Current experimental limits from the LHC (ATLAS and CMS) are constrained by the hadronic initial state, which introduces substantial backgrounds and complex event topologies. The current best upper limits on branching ratios are in the range of $O(10^{-5})$ to $O(10^{-4})$. The paper addresses the need for a cleaner experimental environment and higher energy reach to probe these rare processes with significantly improved sensitivity.

2. Methodology

The study investigates the process $\mu^+\mu^- \to \nu_\mu \mu^+ b j$ (and its charge conjugate) at a future muon collider with a center-of-mass energy of $\sqrt{s} = 10$ TeV and an integrated luminosity of $10 \text{ ab}^{-1}$.

• Theoretical Framework:

  • The analysis employs an Effective Field Theory (EFT) approach.
  • Anomalous FCNC couplings are parametrized via dimension-6 operators in the effective Lagrangian:
    • $\kappa_{tqZ}$: Coupling for the $tqZ$ vertex.
    • $\lambda_{tq\gamma}$: Coupling for the $tq\gamma$ vertex.
  • The study assumes no specific chirality ($\kappa_L = \kappa_R$ and $\lambda_L = \lambda_R$).

• Simulation Chain:

  • Event Generation: Signal and background processes were generated using MadGraph5_aMC@NLO (v3.5.4).
  • Parton Showering/Hadronization: Performed using Pythia 8.2.
  • Detector Simulation: A fast simulation was conducted using Delphes 3.5.4 with a dedicated 10 TeV muon collider detector card (MUSICDet).
  • Backgrounds: Included irreducible SM backgrounds ($\nu_\mu \mu b j$) and reducible backgrounds such as $t\bar{t}$, single-top production, and diboson processes ($WW, ZZ, Z\gamma, WW\gamma, WWZ$).

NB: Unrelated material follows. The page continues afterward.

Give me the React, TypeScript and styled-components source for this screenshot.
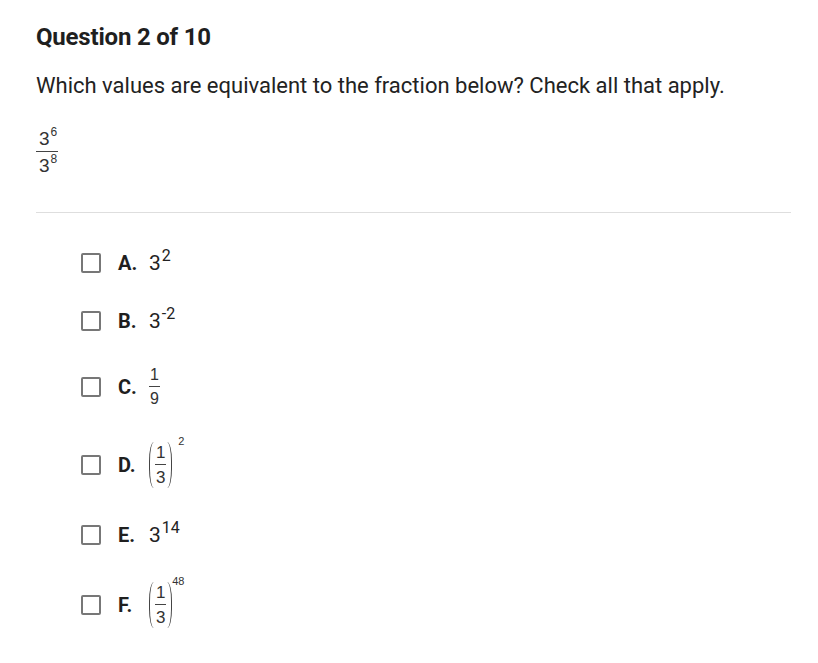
import React from "react";
import styled, { createGlobalStyle } from "styled-components";

const GlobalStyle = createGlobalStyle`
  html, body {
    margin: 0;
    padding: 0;
    background: #fff;
  }
  body {
    font-family: Roboto, "Liberation Sans", Arial, sans-serif;
    color: #222;
  }
`;

type Option = {
  letter: string;
  value: React.ReactNode;
};

const Power = ({ base, exp }: { base: React.ReactNode; exp: string }) => (
  <PowerWrap>
    {base}
    <Sup>{exp}</Sup>
  </PowerWrap>
);

const Frac = ({ top, bottom, size }: { top: React.ReactNode; bottom: React.ReactNode; size: number }) => (
  <FracWrap $size={size}>
    <FracPart>{top}</FracPart>
    <FracPart $bottom>{bottom}</FracPart>
  </FracWrap>
);

const ParenPower = ({ exp }: { exp: string }) => (
  <ParenWrap>
    <Paren $side="left" />
    <Frac top="1" bottom="3" size={17} />
    <Paren $side="right" />
    <ParenExp>{exp}</ParenExp>
  </ParenWrap>
);

const options: Option[] = [
  { letter: "A.", value: <Power base="3" exp="2" /> },
  { letter: "B.", value: <Power base="3" exp="-2" /> },
  { letter: "C.", value: <Frac top="1" bottom="9" size={16} /> },
  { letter: "D.", value: <ParenPower exp="2" /> },
  { letter: "E.", value: <Power base="3" exp="14" /> },
  { letter: "F.", value: <ParenPower exp="48" /> },
];

export default function App() {
  return (
    <Page>
      <GlobalStyle />
      <Title>Question 2 of 10</Title>
      <Prompt>Which values are equivalent to the fraction below? Check all that apply.</Prompt>
      <Given>
        <Frac
          size={19}
          top={<SmallPow>3<SmallSup>6</SmallSup></SmallPow>}
          bottom={<SmallPow>3<SmallSup>8</SmallSup></SmallPow>}
        />
      </Given>
      <Divider />
      <OptionList>
        {options.map((opt) => (
          <OptionRow key={opt.letter}>
            <Checkbox />
            <Letter>{opt.letter}</Letter>
            <Value>{opt.value}</Value>
          </OptionRow>
        ))}
      </OptionList>
    </Page>
  );
}

const Page = styled.div`
  padding: 23px 27px 0 36px;
`;

const Title = styled.h1`
  margin: 0;
  font-size: 24px;
  font-weight: 700;
  line-height: 28px;
  letter-spacing: -0.2px;
  color: #1f1f1f;
`;

const Prompt = styled.p`
  margin: 21px 0 0;
  font-size: 22px;
  line-height: 28px;
  color: #222;
`;

const Given = styled.div`
  margin-top: 29px;
  display: flex;
`;

const Divider = styled.div`
  margin-top: 37px;
  height: 1px;
  background: #dedede;
`;

const OptionList = styled.div`
  display: flex;
  flex-direction: column;
  gap: 34px;
  padding: 38px 0 0 45px;
`;

const OptionRow = styled.div`
  display: flex;
  align-items: center;
  min-height: 24px;
`;

const Checkbox = styled.span`
  box-sizing: border-box;
  width: 20px;
  height: 20px;
  border: 2px solid #777;
  border-radius: 2px;
  flex-shrink: 0;
`;

const Letter = styled.span`
  margin-left: 17px;
  width: 31px;
  font-size: 20px;
  font-weight: 700;
  color: #1f1f1f;
`;

const Value = styled.span`
  display: flex;
  align-items: center;
  font-size: 21px;
  color: #222;
`;

const PowerWrap = styled.span`
  display: inline-flex;
  align-items: flex-start;
  line-height: 24px;
`;

const Sup = styled.span`
  font-size: 16px;
  line-height: 16px;
  margin-top: -3px;
  margin-left: 1px;
`;

const FracWrap = styled.span<{ $size: number }>`
  display: inline-flex;
  flex-direction: column;
  align-items: center;
  font-family: "Liberation Sans", Arial, sans-serif;
  font-size: ${(p) => p.$size}px;
  line-height: ${(p) => p.$size}px;
  color: #333;
`;

const FracPart = styled.span<{ $bottom?: boolean }>`
  padding: ${(p) => (p.$bottom ? "4px 1px 0" : "0 1px 3px")};
  ${(p) => (p.$bottom ? "" : "border-bottom: 1.5px solid #444;")}
  align-self: stretch;
  text-align: center;
`;

const SmallPow = styled.span`
  display: inline-flex;
  align-items: flex-start;
  padding-left: 2px;
`;

const SmallSup = styled.span`
  font-size: 12px;
  line-height: 12px;
  margin-top: -3px;
  margin-left: 1px;
`;

const ParenWrap = styled.span`
  display: inline-flex;
  align-items: center;
  position: relative;
  height: 48px;
  padding-right: 12px;
`;

const Paren = styled.span<{ $side: "left" | "right" }>`
  width: 5px;
  height: 46px;
  box-sizing: border-box;
  ${(p) =>
    p.$side === "left"
      ? "border-left: 1.5px solid #444; border-radius: 6px 0 0 6px / 23px 0 0 23px; margin-right: 1px;"
      : "border-right: 1.5px solid #444; border-radius: 0 6px 6px 0 / 0 23px 23px 0; margin-left: 1px;"}
`;

const ParenExp = styled.span`
  position: absolute;
  right: 0;
  top: -6px;
  font-family: "Liberation Sans", Arial, sans-serif;
  font-size: 11px;
  color: #333;
`;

• Event Selection & Analysis:

  • Pre-selection: Required exactly one muon, one $b$-tagged jet, one light jet, and missing transverse energy ($E_T^{miss}$).
  • Kinematic Cuts: Applied cuts on transverse momentum ($p_T > 20$ GeV), pseudorapidity ($|\eta| < 2.5$), and angular separation ($\Delta R > 0.4$).
  • Multivariate Analysis (MVA): To maximize signal discrimination, a Boosted Decision Tree (BDT) classifier was implemented using the TMVA toolkit.
    • Input Variables: 15 kinematic variables were selected, including invariant mass of the $bj$ system ($M_{bj}$), transverse momenta of the muon/jets, missing transverse mass, and angular correlations ($\Delta R$, $\cos \theta$).
    • Training: 450 decision trees with AdaBoost were trained on 50% of the data, with the remaining 50% used for testing.

3. Key Contributions

• Process Identification: Established $\mu^+\mu^- \to \nu_\mu \mu^+ b j$ as a powerful probe for single-top production via anomalous FCNC vertices at a muon collider.
• Advanced Analysis Strategy: Demonstrated the efficacy of combining cut-based selection with BDT-based multivariate analysis to suppress dominant SM backgrounds (particularly $t\bar{t}$ and single-top) in a high-energy lepton collider environment.
• Systematic Uncertainty Assessment: Provided a comprehensive evaluation of sensitivity limits under varying systematic uncertainty scenarios ($\delta_{sys} = 0\%, 5\%, 10\%$), highlighting the robustness of the proposed analysis.
• Branching Ratio Translation: Converted coupling limits into model-independent branching ratio limits for $t \to qZ$ and $t \to q\gamma$, enabling direct comparison with current LHC results.

4. Key Results

• Coupling Sensitivity:

  • The study projects sensitivities to the anomalous couplings at the $O(10^{-3})$ level.
  • For $\delta_{sys} = 0\%$, the 95% Confidence Level (C.L.) exclusion limits are:
    • $\kappa_{tqZ} < 8.82 \times 10^{-4}$
    • $\lambda_{tq\gamma} < 1.16 \times 10^{-3}$
  • The $tqZ$ interaction shows slightly stronger sensitivity than $tq\gamma$ due to the structure of the effective Lagrangian.

• Branching Ratio Limits:

  • The projected limits on rare decay branching ratios reach the $O(10^{-6})$ level.
  • 95% C.L. Limits (for $\delta_{sys} = 0\%$):
    • $BR(t \to qZ) < 1.03 \times 10^{-6}$
    • $BR(t \to q\gamma) < 5.93 \times 10^{-7}$
  • Even with a conservative systematic uncertainty of 10%, the limits remain within the $O(10^{-6})$ range.

• Comparison with Current Bounds:

  • The projected sensitivity improves upon current ATLAS and CMS limits (which are $\sim 10^{-5}$) by more than one order of magnitude.
  • The analysis effectively separates the signal from backgrounds, particularly in the high invariant mass region ($2 < M_{\mu bj} < 10$ TeV), where the signal peaks near $\sqrt{s}$.

5. Significance

• Discovery Potential: The ability to probe branching ratios down to $10^{-6}$ offers a unique opportunity to discover BSM physics, as these values are orders of magnitude above the SM predictions ($10^{-14}$ to $10^{-12}$).
• Complementarity: The muon collider provides a complementary platform to the LHC. Its clean initial state (absence of strong interactions) and high energy ($\sqrt{s}=10$ TeV) allow for superior background suppression and precise reconstruction of top-quark final states.
• Feasibility: The study confirms that a multi-TeV muon collider is a viable and powerful tool for precision top-quark physics, capable of extending the sensitivity frontier for FCNC interactions significantly beyond current capabilities.
• Systematic Robustness: The results demonstrate that even with realistic systematic uncertainties, the muon collider setup retains strong discovery potential, validating the physics case for future muon collider facilities.